9 thoughts on “Déjà vu Bug: The network connection of a running Hyper-V virtual machine may be lost under heavy outgoing network traffic on a computer that is running Windows Server 2008 R2 SP1

  1. The NIC reset issue has been the bane of my existence for the last six months. At least 3 hotfixes have been installed – one via batch file written by Microsoft after a support call- and none of it has worked 100%.

    At best we’ve minimized the reset issues on 2003 32bit VMs, but now 64bit R2 boxes are getting NIC resets.

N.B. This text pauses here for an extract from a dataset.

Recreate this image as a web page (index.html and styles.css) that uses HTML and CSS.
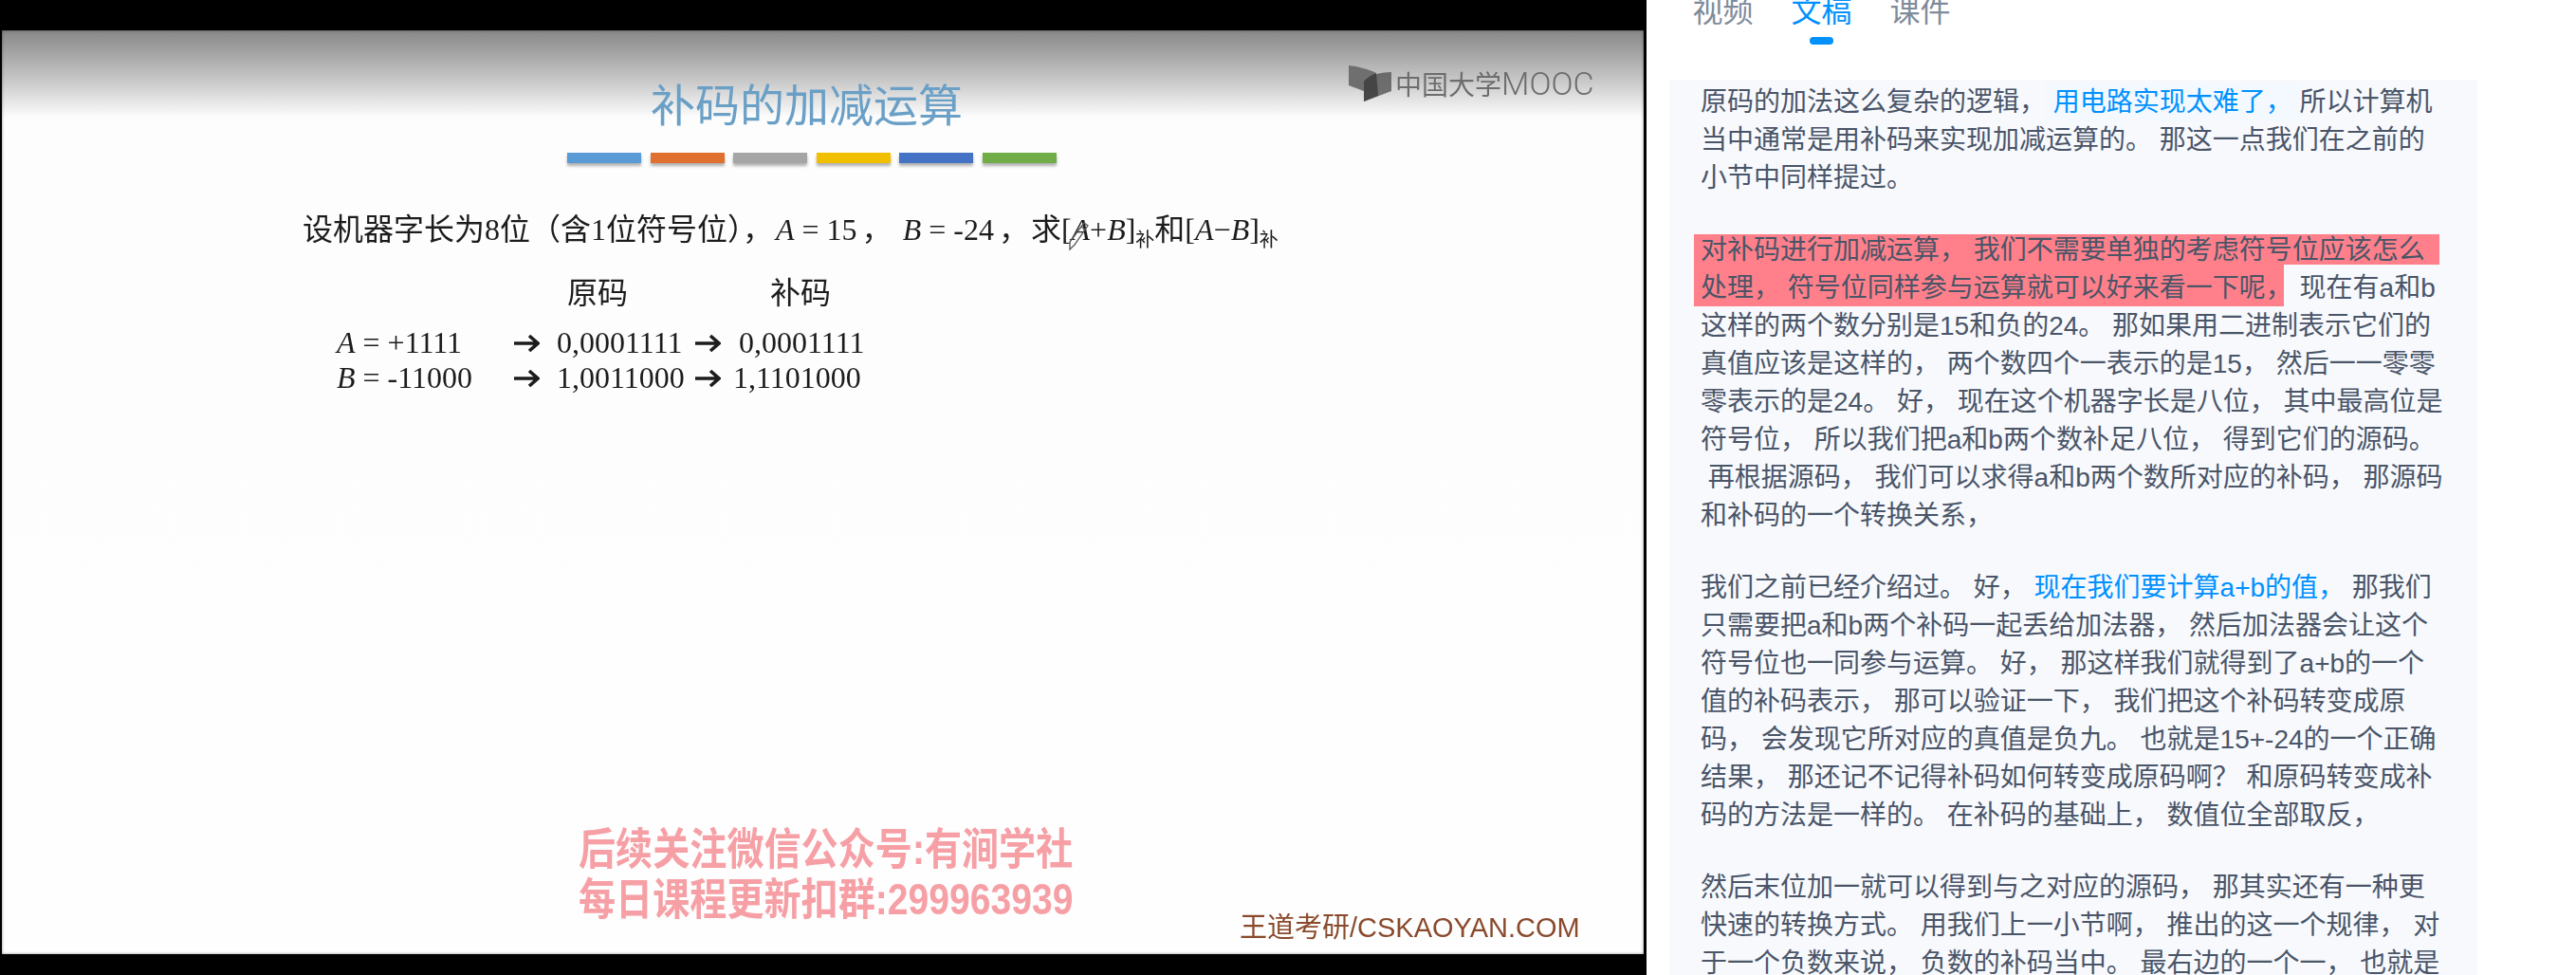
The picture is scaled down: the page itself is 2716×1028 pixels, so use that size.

    One thing I haven’t seen addressed is everyone using Synthetic NICs? We do because it’s recommended and the guests stay on better through a live migration. But we’re seriously thinking of using emulated NICs.

    Easter Weekend is our big SP1 + hotfix upgrade so hopefull thingis will be better next week.

  2. Our upgrade went about as well as we could hope. I shut down each VM to make migration easier, then upgraded Node1 with SP1 + NIC Hotfix and Cluster Hotfix. Three restarts later and Node 1 was back up. Repeated the process for Nodes 2-4.

    Then I deployed new Integration Components via SCCM. That took the bulk of the weekend work.

    The bad news is we haven’t yet passed Cluster Validation. It errors out on storage with “status code 87” which may be related to system partitions (bit locker). We’re investigating. But at least it didn’t corrupt our VHDs.

    I’m hopeful on the crashing NICs. That problem has single-handedly made my boss regret going to Hyper V. How do you explain to a business that a bug is causing a virtual NIC on an important server to crash?

    It’s Monday morning here so we’ll find out soon enough. Thanks for the blog again!

    • I think you can be very sure about the hotfix for the outgoing traffic bug. The cluster validation you’re seeing now is not related to the validation bug I think. Windows Server 2008 R2 supports enabling BitLocker on a non-shared disk on a failover cluster node. But I haven’t done that yet. I’ve read about Staus code 87 here http://mrhodes.net/2010/06/09/status-code-87-when-trying-to-validate-windows-server-2008-r2-failover-cluster-8/ and that was when you have partitions with no drive letter / mount point assigend don the primary disk. I have not seen that myself.

      Good luck.

      I’ve done some comepting vitualization solutions also and I’ve seen serious issues with “Service Packs” & updates there as well. It comes with the job & technology I’m afraid and you can regret any technology when it comes to the day you have issues with it 🙂

  3. I have a 2003 r2 VM running under a non-R2 2008 Hyper-V host. The NIC reset “bug” is affecting it, and the Integration Services updates therefore don’t (and won’t!) apply to my system. Clues greatfully received.

    • I know of several hotfixes for Windows Server 2008 R2 with windows 2003 virtual machines but not for Windows 2008. I would suggest trying in the Hyper-V newsgroups on TechNet or contacting Microsoft support.